As a friendly heads up, “effect” is the word you meant to use. When one thing “affects” another, it creates an “effect” upon that thing. A very common error.
Debian Sarge shipped by default with 2.4 and has been rock solid for me. I still have many servers running it.
Everyone claims that Debian is outdated and that they need the latest and greatest. I need stuff to keep working, day in and day out.
I do eventually change to newer technologies, but I tend to stay behind the leading edge and I have never regretted doing so. Security errata and support for newer hardware is one of the few good reasons to often move to newer distributions.
I don’t really follow the kernel tracking all that much but that gitweb interface is pretty slick. Usually I just go to http://www.kernel.org then click on the changelog to read any changes but gitweb has the patches and date in a nice pretty format.

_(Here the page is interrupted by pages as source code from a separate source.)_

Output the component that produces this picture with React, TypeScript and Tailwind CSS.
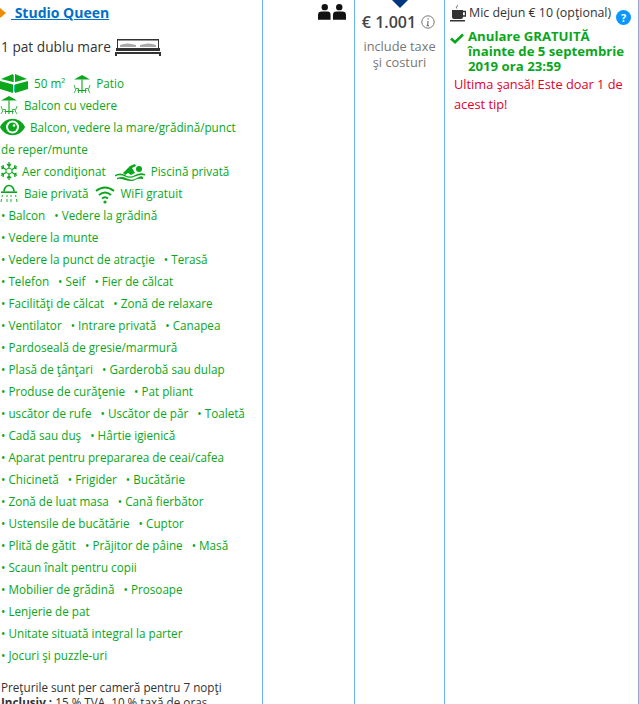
import React from "react";

const G = "#0aa61c";

const Cube = () => (
  <svg width="28" height="19" viewBox="0 0 28 19" className="inline-block shrink-0">
    <path d="M1 5 L13 0 V8 Z M15 0 L27 5 L15 8Z M0 7 L13 10.5 V19 L0 15Z M15 10.5 L28 7 V15 L15 19Z" fill="#0aa61c" />
    <path d="M13.5 1V8M14.5 11V18" stroke="#19c8b0" strokeWidth="1" />
  </svg>
);
const Patio = ({ w = 18 }: { w?: number }) => (
  <svg width={w} height="19" viewBox="0 0 18 19" fill="none" className="inline-block shrink-0">
    <path d="M9 0 L17 4.5 H1Z" fill={G} />
    <path d="M9 4.5V18M4.5 15.5H13.5" stroke={G} strokeWidth="1.1" />
    <path d="M1 10L2.8 15L1 18M3 13.5H5.5V18M17 10L15.2 15L17 18M15 13.5H12.5V18" stroke={G} strokeWidth="0.8" />
  </svg>
);
const Eye = () => (
  <svg width="25" height="18" viewBox="0 0 25 18" className="inline-block shrink-0">
    <path d="M0 9 C5 -2 20 -2 25 9 C20 20 5 20 0 9Z" fill={G} />
    <circle cx="12.5" cy="9" r="6.5" fill="#fff" />
    <circle cx="12.5" cy="9" r="4.5" fill={G} />
    <circle cx="14" cy="7.5" r="1.3" fill="#fff" />
  </svg>
);
const Snow = () => (
  <svg width="18" height="18" viewBox="0 0 18 18" stroke={G} strokeWidth="1.6" fill="none" className="inline-block shrink-0">
    <path d="M9 0V6M9 12V18M1 4.5L6 7.5M12 10.5L17 13.5M1 13.5L6 10.5M12 7.5L17 4.5M7 2L9 4L11 2M7 16L9 14L11 16M1.5 7L3.5 5.8L3 3M15 3L14.5 5.8L16.5 7M1.5 11L3.5 12.2L3 15M15 15L14.5 12.2L16.5 11" strokeWidth="1.3" />
    <path d="M9 6L12 7.5V10.5L9 12L6 10.5V7.5Z" strokeWidth="1" />
  </svg>
);
const Swim = () => (
  <svg width="30" height="18" viewBox="0 0 30 18" className="inline-block shrink-0" fill={G}>
    <circle cx="24" cy="5" r="3" />
    <path d="M8 9 L15 2 L20 0 L21 2 L17 4 L20 9 L16 11 L13 9 L10 11Z" />
    <path d="M0 11 Q5 8 10 11 T20 11 T30 10 V11.5 Q25 10 20 12.5 T10 12.5 T0 12.5Z M2 14 Q7 12 12 14.5 T22 14 T28 13.5 V15 Q23 14 20 16 T10 16 T2 15.5Z" />
  </svg>
);
const Shower = () => (
  <svg width="18" height="19" viewBox="0 0 18 19" className="inline-block shrink-0" fill="none">
    <path d="M4 7.5 A5 6 0 0 1 14 7.5" stroke={G} strokeWidth="1.7" />
    <path d="M1 8.2H17" stroke={G} strokeWidth="1.6" />
    <path d="M2.5 11L2 13M1.5 15L1 18M7 11V13M7 15V18M11 11V13M11 15V18M15.5 11L16 13M16.5 15L17 18" stroke={G} strokeWidth="0.9" />
  </svg>
);
const Wifi = () => (
  <svg width="20" height="18" viewBox="0 0 20 18" className="inline-block shrink-0" fill="none" stroke={G} strokeWidth="2">
    <path d="M1 5 Q10 -2 19 5M4 9 Q10 4 16 9M7 12.5 Q10 10 13 12.5" />
    <circle cx="10" cy="16" r="1.6" fill={G} stroke="none" />
  </svg>
);
const Bed = () => (
  <svg width="46" height="17" viewBox="0 0 46 17" className="inline-block shrink-0" fill="#333">
    <path d="M2 0H44V9H43V1.5H3V9H2Z" />
    <path d="M5 6 Q12 3 21 6 V8H5Z M25 6 Q34 3 41 6 V8H25Z" fill="#aaa" />
    <path d="M1 9H45V12H1Z M0 13H46V15H0Z M0 15H2V17H0Z M44 15H46V17H44Z" />
  </svg>
);
const Persons = () => (
  <svg width="28" height="17" viewBox="0 0 29 17" fill="#111" className="block">
    <circle cx="7" cy="4" r="3.3" />
    <path d="M0 17V12 Q0 8.5 4 8.5H10 Q13 8.5 13 12V17Z" />
    <circle cx="22" cy="4" r="3.3" />
    <path d="M15.5 17V12 Q15.5 8.5 19 8.5H25 Q29 8.5 29 12V17Z" />
  </svg>
);
const Cup = () => (
  <svg width="16" height="18" viewBox="0 0 16 18" fill="#333" className="inline-block shrink-0">
    <path d="M7 0 Q9 2 7 3 Q6 4 8 5 Q5 4 6 2.5 Q8 2 7 0Z" fill="#777" />
    <path d="M2 6H13V13 Q13 15 11 15H4 Q2 15 2 13Z" />
    <path d="M13 7.5H15.5V12H13" fill="none" stroke="#333" strokeWidth="1.3" />
    <path d="M0 16H15V17.5H0Z" />
  </svg>
);

const items: string[][] = [
  ["Balcon", "Vedere la grădină"],
  ["Vedere la munte"],
  ["Vedere la punct de atracţie", "Terasă"],
  ["Telefon", "Seif", "Fier de călcat"],
  ["Facilităţi de călcat", "Zonă de relaxare"],
  ["Ventilator", "Intrare privată", "Canapea"],
  ["Pardoseală de gresie/marmură"],
  ["Plasă de ţânţari", "Garderobă sau dulap"],
  ["Produse de curăţenie", "Pat pliant"],
  ["uscător de rufe", "Uscător de păr", "Toaletă"],
  ["Cadă sau duş", "Hârtie igienică"],
  ["Aparat pentru prepararea de ceai/cafea"],
  ["Chicinetă", "Frigider", "Bucătărie"],
  ["Zonă de luat masa", "Cană fierbător"],
  ["Ustensile de bucătărie", "Cuptor"],
  ["Plită de gătit", "Prăjitor de pâine", "Masă"],
  ["Scaun înalt pentru copii"],
  ["Mobilier de grădină", "Prosoape"],
  ["Lenjerie de pat"],
  ["Unitate situată integral la parter"],
  ["Jocuri şi puzzle-uri"],
];

const Row = ({ children }: { children: React.ReactNode }) => (
  <div className="flex h-[22px] items-center whitespace-nowrap">{children}</div>
);

export default function App() {
  return (
    <div className="flex h-[704px] w-[639px] overflow-hidden bg-white font-['Open_Sans','Liberation_Sans',sans-serif] text-[11.7px] leading-[22px] text-[#333]">
      <div className="w-[263px] shrink-0 border-r border-[#69b3f5] pl-px">
        <div className="-ml-px flex h-[26px] items-center">
          <span className="h-0 w-0 border-y-[5px] border-l-[6px] border-y-transparent border-l-[#f08c00]" />
          <a className="ml-[5px] text-[14px] font-bold text-[#0070c9] underline">&nbsp;Studio Queen</a>
        </div>
        <div className="mt-[7px] flex h-[28px] items-center gap-[4px] text-[13.7px]">
          <span>1 pat dublu mare</span>
          <Bed />
        </div>
        <div className="mt-[11px] -ml-px text-[#0aa61c]">
          <Row>
            <Cube />
            <span className="ml-[6px]">50 m²</span>
            <span className="ml-[8px]"><Patio /></span>
            <span className="ml-[5px]">Patio</span>
          </Row>
          <Row>
            <Patio />
            <span className="ml-[6px]">Balcon cu vedere</span>
          </Row>
          <Row>
            <Eye />
            <span className="ml-[5px]">Balcon, vedere la mare/grădină/punct</span>
          </Row>
          <Row><span className="pl-px">de reper/munte</span></Row>
          <Row>
            <Snow />
            <span className="ml-[4px]">Aer condiţionat</span>
            <span className="ml-[9px]"><Swim /></span>
            <span className="ml-[6px]">Piscină privată</span>
          </Row>
          <Row>
            <Shower />
            <span className="ml-[6px]">Baie privată</span>
            <span className="ml-[7px]"><Wifi /></span>
            <span className="ml-[5px]">WiFi gratuit</span>
          </Row>
          <div className="pl-px">
            {items.map((r, i) => (
              <Row key={i}>
                {r.map((t, j) => (
                  <span key={j} className={j ? "ml-[9px]" : ""}>• {t}</span>
                ))}
              </Row>
            ))}
          </div>
        </div>
        <div className="mt-[14px] leading-[15px] text-[#333]">
          <div>Preţurile sunt per cameră pentru 7 nopţi</div>
          <div><b>Inclusiv :</b> 15 % TVA, 10 % taxă de oraş</div>
        </div>
      </div>
      <div className="flex w-[92px] shrink-0 justify-end border-r border-[#69b3f5] pr-[8px] pt-[3px]">
        <Persons />
      </div>
      <div className="relative w-[90px] shrink-0 border-r border-[#69b3f5] pt-[11px] text-center">
        <span className="absolute left-[35px] top-[-2px] h-0 w-0 border-x-[10px] border-t-[10px] border-x-transparent border-t-[#003580]" />
        <div className="flex items-center justify-center gap-[5px] pr-[2px] text-[16px] font-semibold text-[#444]">
          <span>€ 1.001</span>
          <svg width="14" height="14" viewBox="0 0 14 14" fill="none">
            <circle cx="7" cy="7" r="6.2" stroke="#777" />
            <path d="M7.2 3.2V4.6M7 6L6.6 10.6M5.6 10.6H8" stroke="#777" strokeWidth="1.2" />
          </svg>
        </div>
        <div className="mt-[5px] text-[12.8px] leading-[16px] text-[#777]">include taxe<br />şi costuri</div>
      </div>
      <div className="relative flex-1 border-r border-[#69b3f5] pl-[5px] pt-[3px]">
        <div className="flex h-[20px] items-center gap-[3px] text-[12.4px] text-[#333]">
          <Cup />
          <span>Mic dejun € 10 (opţional)</span>
        </div>
        <span className="absolute right-[7px] top-[10px] flex h-[15px] w-[15px] items-center justify-center rounded-full bg-[#0896ff] text-[11px] font-bold leading-none text-white">?</span>
        <div className="mt-[6px] flex text-[13.2px] font-bold leading-[15px] text-[#0aa61c]">
          <svg width="14" height="11" viewBox="0 0 14 11" className="mt-[4px] shrink-0">
            <path d="M1 5.5L5 9.2L13 1.5" fill="none" stroke="#0aa61c" strokeWidth="2.6" />
          </svg>
          <div className="ml-[4px]">Anulare GRATUITĂ<br />înainte de 5 septembrie<br />2019 ora 23:59</div>
        </div>
        <div className="pl-[4px] text-[12.8px] leading-[20px] text-[#e0002b]">Ultima şansă! Este doar 1 de acest tip!</div>
      </div>
    </div>
  );
}
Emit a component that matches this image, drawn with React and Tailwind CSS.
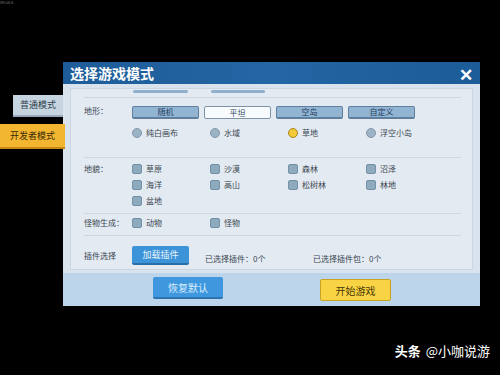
import React from 'react';

const font = { fontFamily: '"Noto Sans CJK SC", "Noto Sans", sans-serif' };

const terrainBtns = [
	{ label: '随机', active: true },
	{ label: '平坦', selected: true },
	{ label: '空岛' },
	{ label: '自定义' },
];

const radios = [
	{ label: '纯白画布' },
	{ label: '水域' },
	{ label: '草地', on: true },
	{ label: '浮空小岛' },
];

const landforms = [
	['草原', '沙漠', '森林', '沼泽'],
	['海洋', '高山', '松树林', '林地'],
	['盆地'],
];

const Check = ({ label }) => (
	<div className="w-[78px] flex items-center gap-[4px]">
		<span className="w-[10px] h-[10px] rounded-[2px] bg-[#8eaabd] border border-[#7391a6]" />
		<span className="text-[8px] leading-[11px] text-[#3a4650]">{label}</span>
	</div>
);

const Radio = ({ label, on }) => (
	<div className="w-[78px] flex items-center gap-[4px]">
		<span
			className={`w-[10px] h-[10px] rounded-full border ${
				on ? 'bg-[#f3c93a] border-[#a8841c]' : 'bg-[#9cb2c5] border-[#8298ab]'
			}`}
		/>
		<span className="text-[8px] text-[#3a4650]">{label}</span>
	</div>
);

const Row = ({ label, children, className = '' }) => (
	<div className={`flex ${className}`}>
		<div className="w-[48px] shrink-0 text-[8px] text-[#3a4650]">{label}</div>
		<div className="flex-1">{children}</div>
	</div>
);

const App = () => {
	return (
		<div className="w-[500px] h-[375px] bg-black relative overflow-hidden" style={font}>
			<div className="absolute left-0 top-0 text-[4px] text-[#777] leading-none">09:38:4</div>

			<div className="flex pt-[62px]">
				{/* side tabs */}
				<div className="w-[63px] shrink-0 pt-[33px] flex flex-col items-end gap-[7px]">
					<div className="w-[50px] h-[22px] bg-[#c7d5e1] border-b-2 border-[#98aabb] flex items-center justify-center text-[9px] text-[#2f3e4c]">
						普通模式
					</div>
					<div className="relative z-10 w-[65px] mr-[-2px] h-[25px] bg-[#f2b630] border-b-2 border-[#c98a15] flex items-center justify-center text-[9px] text-[#3b2a08]">
						开发者模式
					</div>
				</div>

				{/* dialog */}
				<div className="w-[417px] shrink-0">
					<div className="h-[22px] bg-gradient-to-r from-[#1d5c98] via-[#2366a3] to-[#1c5c98] flex items-center justify-between px-[7px]">
						<span className="text-white text-[14px] font-bold leading-none">选择游戏模式</span>
						<span className="text-white text-[17px] font-black leading-none">✕</span>
					</div>
					<div className="h-[222px] bg-[#d9e3ee] px-[7px] pt-[4px] flex flex-col">
						<div className="h-[182px] bg-[#e3eaf2] border border-[#cbd6e1] px-[13px] flex flex-col">
							<div className="flex h-[8px] pl-[49px] gap-[23px] pt-[1px]">
								<div className="w-[55px] h-[3px] rounded-sm bg-[#8fb0cc]" />
								<div className="w-[54px] h-[3px] rounded-sm bg-[#8fb0cc]" />
							</div>
							<div className="h-px bg-[#cdd7e1] w-[377px]" />

							<Row label="地形：" className="pt-[7px]">
								<div className="flex gap-[5px] mt-[1px]">
									{terrainBtns.map(b => (
										<div
											key={b.label}
											className={`w-[67px] h-[13px] rounded-[2px] flex items-center justify-center text-[8px] border ${
												b.selected
													? 'bg-[#f8fbfd] border-[#7f93a6] text-[#2f4a63]'
													: 'bg-[#92b4d3] border-[#5f7f9c] border-b-2 text-[#21405d]'
											}`}>
											{b.label}
										</div>
									))}
								</div>
								<div className="flex mt-[8px]">
									{radios.map(r => (
										<Radio key={r.label} {...r} />
									))}
								</div>
							</Row>

							<div className="h-px bg-[#cdd7e1] w-[377px] mt-[18px]" />

							<Row label="地貌：" className="pt-[5px]">
								<div className="flex flex-col gap-[5px]">
									{landforms.map((row, i) => (
										<div key={i} className="flex">
											{row.map(l => (
												<Check key={l} label={l} />
											))}
										</div>
									))}
								</div>
							</Row>

							<div className="h-px bg-[#cdd7e1] w-[377px] mt-[7px]" />

							<Row label="怪物生成：" className="pt-[3px]">
								<div className="flex">
									<Check label="动物" />
									<Check label="怪物" />
								</div>
							</Row>

							<div className="h-px bg-[#cdd7e1] w-[377px] mt-[6px]" />

							<div className="flex items-center pt-[10px]">
								<div className="w-[48px] shrink-0 text-[8px] text-[#3a4650]">插件选择</div>
								<div className="w-[57px] h-[19px] rounded-[2px] bg-[#3d93d8] border-b-2 border-[#2a6fa8] flex items-center justify-center text-[9px] text-[#e6f2fc]">
									加载插件
								</div>
								<div className="ml-[16px] mt-[7px] text-[8px] text-[#3a4650] w-[108px]">已选择插件：0个</div>
								<div className="mt-[7px] text-[8px] text-[#3a4650]">已选择插件包：0个</div>
							</div>
						</div>
						<div className="mt-[3px] h-[33px] -mx-[7px] bg-[#bdd5ea] flex items-start pt-[4px]">
							<div className="ml-[90px] w-[70px] h-[22px] rounded-[2px] bg-[#3f98dd] border-b-2 border-[#2a71ad] flex items-center justify-center text-[10px] text-[#dcefff]">
								恢复默认
							</div>
							<div className="ml-[97px] mt-[2px] w-[71px] h-[22px] rounded-[2px] bg-[#f8d444] border border-[#caa323] flex items-center justify-center text-[10px] text-[#4a3706]">
								开始游戏
							</div>
						</div>
					</div>
				</div>
			</div>

			<div className="absolute right-[10px] bottom-[18px] flex items-center text-[13px] text-white leading-none">
				<span className="font-bold mr-[5px]">头条</span>
				<span>@小咖说游</span>
			</div>
		</div>
	);
};

export default App;
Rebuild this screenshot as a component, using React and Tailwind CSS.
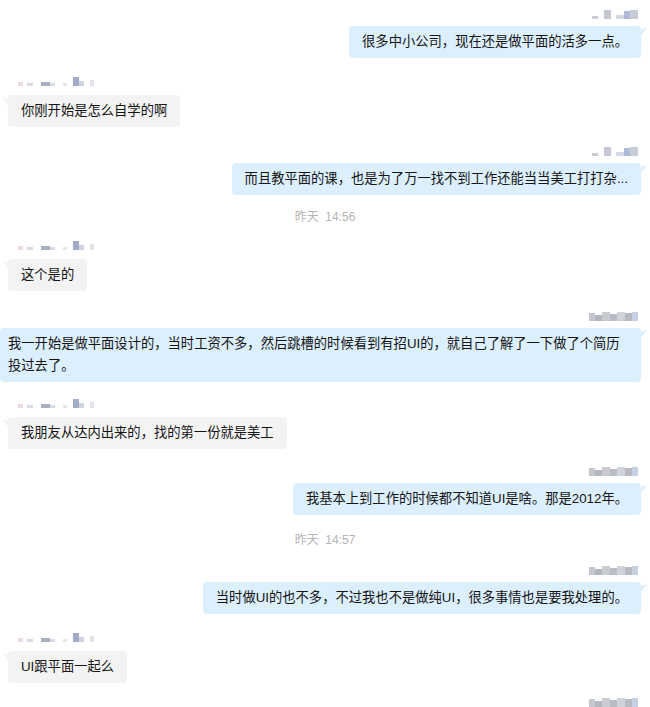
import React from "react";

const FONT = {
  fontFamily: '"Liberation Sans", "Noto Sans CJK SC", sans-serif',
};

// pixelated name blocks, [width, height, color]
const blurs = {
  a: [
    [6, 3, "#c9cdd6"],
    [6, 0, "transparent"],
    [7, 9, "#c3c8d2"],
    [5, 0, "transparent"],
    [8, 4, "#d3d9e6"],
    [6, 8, "#aebbd6"],
    [8, 9, "#c8ccd6"],
  ],
  b: [
    [6, 8, "#c4c7cd"],
    [7, 6, "#b3b7bf"],
    [8, 9, "#c9cbd0"],
    [7, 7, "#b8bcc4"],
    [8, 9, "#cfd2d8"],
    [7, 8, "#b7bac2"],
    [6, 9, "#c5d0e2"],
  ],
  l: [
    [5, 4, "#ecd9e0"],
    [4, 0, "transparent"],
    [6, 3, "#d8dce6"],
    [8, 0, "transparent"],
    [9, 4, "#a9afc4"],
    [5, 3, "#d6dae4"],
    [8, 0, "transparent"],
    [4, 3, "#e3e6ee"],
    [6, 0, "transparent"],
    [6, 9, "#a2acc8"],
    [5, 5, "#cfd4e2"],
    [6, 0, "transparent"],
    [4, 6, "#e2e4ea"],
  ],
};

const Name = ({ kind }) => (
  <div className="flex items-end h-[10px]">
    {blurs[kind].map(([w, h, c], i) => (
      <div key={i} style={{ width: w, height: h, background: c }} />
    ))}
  </div>
);

const Bubble = ({ side, children, full }) => {
  const right = side === "right";
  return (
    <div
      className={`relative rounded-[4px] text-[13.3px] leading-[22px] text-[#141414] py-[5px] ${
        right ? "bg-[#dcefFD] px-[13px]" : "bg-[#f3f3f3] px-[13px]"
      } ${full ? "w-full !pl-[8px]" : ""}`}
    >
      {right ? (
        <svg
          className="absolute -right-[6px] top-[2px]"
          width="7"
          height="9"
          viewBox="0 0 7 9"
        >
          <polygon points="0,2 7,0 0,9" fill="#dcefFD" />
        </svg>
      ) : (
        <svg
          className="absolute -left-[6px] top-[2px]"
          width="7"
          height="9"
          viewBox="0 0 7 9"
        >
          <polygon points="7,2 0,0 7,9" fill="#f3f3f3" />
        </svg>
      )}
      {children}
    </div>
  );
};

const Message = ({ side, name, text, full, className = "" }) => {
  const right = side === "right";
  return (
    <div
      className={`flex flex-col ${
        right ? "items-end pr-[9px]" : "items-start pl-[8px]"
      } ${className}`}
    >
      <div
        className={`flex ${
          right ? "justify-end pr-[3px] mb-[7px]" : "pl-[10px] mb-[9px]"
        } w-full`}
      >
        <Name kind={name} />
      </div>
      {text && (
        <Bubble side={side} full={full}>
          {text}
        </Bubble>
      )}
    </div>
  );
};

const Time = ({ children, className = "" }) => (
  <div
    className={`text-center text-[12px] leading-[16px] text-[#b4b4b4] ${className}`}
  >
    {children}
  </div>
);

export default function App() {
  return (
    <div
      className="w-[650px] h-[707px] overflow-hidden bg-white pt-[9px]"
      style={FONT}
    >
      <Message
        side="right"
        name="a"
        text="很多中小公司，现在还是做平面的活多一点。"
      />
      <Message
        side="left"
        name="l"
        className="mt-[18px]"
        text="你刚开始是怎么自学的啊"
      />
      <Message
        side="right"
        name="a"
        className="mt-[19px]"
        text="而且教平面的课，也是为了万一找不到工作还能当当美工打打杂..."
      />
      <Time className="mt-[14px]">昨天&nbsp;&nbsp;14:56</Time>
      <Message
        side="left"
        name="l"
        className="mt-[15px]"
        text="这个是的"
      />
      <Message
        side="right"
        name="b"
        full
        className="mt-[20px]"
        text={
          <>
            我一开始是做平面设计的，当时工资不多，然后跳槽的时候看到有招UI的，就自己了解了一下做了个简历
            <br />
            投过去了。
          </>
        }
      />
      <Message
        side="left"
        name="l"
        className="mt-[16px]"
        text="我朋友从达内出来的，找的第一份就是美工"
      />
      <Message
        side="right"
        name="b"
        className="mt-[17px]"
        text="我基本上到工作的时候都不知道UI是啥。那是2012年。"
      />
      <Time className="mt-[17px]">昨天&nbsp;&nbsp;14:57</Time>
      <Message
        side="right"
        name="b"
        className="mt-[17px]"
        text="当时做UI的也不多，不过我也不是做纯UI，很多事情也是要我处理的。"
      />
      <Message
        side="left"
        name="l"
        className="mt-[18px]"
        text="UI跟平面一起么"
      />
      <Message side="right" name="b" className="mt-[14px]" />
    </div>
  );
}
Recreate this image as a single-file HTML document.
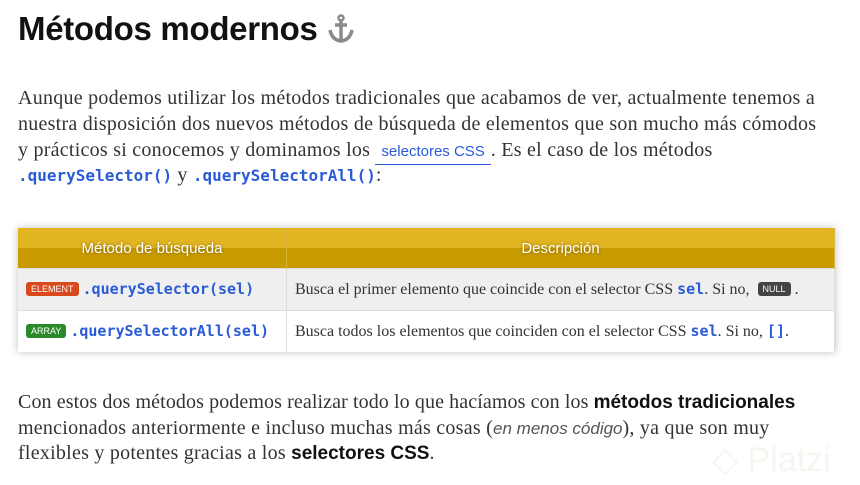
<!DOCTYPE html>
<html><head><meta charset="utf-8"><style>
body{margin:0;width:860px;height:485px;background:#fff;overflow:hidden;position:relative;font-family:"Liberation Serif",serif;color:#333}
.l{position:absolute;left:18px;white-space:nowrap;font-size:20px;line-height:26px;letter-spacing:0.25px}
h1{position:absolute;left:18px;top:10px;margin:0;font:bold 33px "Liberation Sans",sans-serif;color:#111;letter-spacing:-0.3px}
code{font-family:"DejaVu Sans Mono",monospace;color:#2a5bd7;font-size:16px;font-weight:bold;letter-spacing:0}
.link{color:#2a5bd7;font-family:"Liberation Sans",sans-serif;font-size:15px;border-bottom:1px solid #2a5bd7;padding:0 6px 4px;letter-spacing:0}
table{position:absolute;left:18px;top:228px;width:817px;border-collapse:collapse;box-shadow:0 0 8px rgba(0,0,0,.25)}
th{height:40px;padding:0;background:linear-gradient(#e1b421 0,#e1b421 50%,#c89b00 50%);color:#fff;font:15px "Liberation Sans",sans-serif;font-weight:normal;text-shadow:0 0 3px rgba(0,0,0,.4);border-right:1px solid #d9b540}
td{height:41px;padding:0 0 0 8px;border-right:1px solid #ddd;border-top:1px solid #ddd;font-size:16px;white-space:nowrap}
tr.a td{background:#efefef}
.b{font:9px "Liberation Sans",sans-serif;color:#fff;padding:2px 5px;border-radius:3px;vertical-align:2px}
td code{font-size:15px}
b{font-family:'Liberation Sans',sans-serif;color:#111;letter-spacing:0;font-size:19px}
</style></head><body>
<h1>Métodos modernos <svg width="30" height="32" viewBox="0 0 30 32" style="vertical-align:-5px"><g fill="none" stroke="#8a8a8a" stroke-width="3.5"><circle cx="15" cy="5" r="2.5" stroke-width="2.5"/><path d="M15 8v20M9 12h12M4 17q2 10 11 11q9-1 11-11"/></g></svg></h1>
<div class="l" style="top:85px">Aunque podemos utilizar los métodos tradicionales que acabamos de ver, actualmente tenemos a</div>
<div class="l" style="top:111px">nuestra disposición dos nuevos métodos de búsqueda de elementos que son mucho más cómodos</div>
<div class="l" style="top:137px">y prácticos si conocemos y dominamos los <span class="link">selectores CSS</span>. Es el caso de los métodos</div>
<div class="l" style="top:162px"><code>.querySelector()</code> y <code>.querySelectorAll()</code>:</div>
<table>
<tr><th style="width:268px">Método de búsqueda</th><th>Descripción</th></tr>
<tr class="a"><td><span class="b" style="background:#d8491c">ELEMENT</span> <code>.querySelector(sel)</code></td><td>Busca el primer elemento que coincide con el selector CSS <code>sel</code>. Si no, &nbsp;<span class="b" style="background:#444">NULL</span> .</td></tr>
<tr><td><span class="b" style="background:#2a8a2a">ARRAY</span> <code>.querySelectorAll(sel)</code></td><td>Busca todos los elementos que coinciden con el selector CSS <code>sel</code>. Si no, <code>[]</code>.</td></tr>
</table>
<div class="l" style="top:389px;letter-spacing:0.1px">Con estos dos métodos podemos realizar todo lo que hacíamos con los <b>métodos tradicionales</b></div>
<div class="l" style="top:415px">mencionados anteriormente e incluso muchas más cosas (<i style="font-family:'Liberation Sans',sans-serif;font-size:17px;color:#555;letter-spacing:0">en menos código</i>), ya que son muy</div>
<div class="l" style="top:440px">flexibles y potentes gracias a los <b>selectores CSS</b>.</div>
<div style="position:absolute;left:712px;top:440px;font:34px 'Liberation Sans',sans-serif;color:#f4f7ef">◇ Platzi</div>
</body></html>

I guess I’m a simple person.
Yeah, that is pretty nice. Clean. We keep a single file full of release notes for our projects that everyone edits and refreshes on a per cycle basis. I don’t really like doing that. We should all use the commenting in CVS and just report on it to see what has been changing. Then again you get a lot of comments in CVS like “…” or “asdfsadf” or “fixed it.”
Looks like a good kernel for embedded systems or very old PCs. Slackware used to use 2.4 kernels, now it uses 2.6 ones, I think.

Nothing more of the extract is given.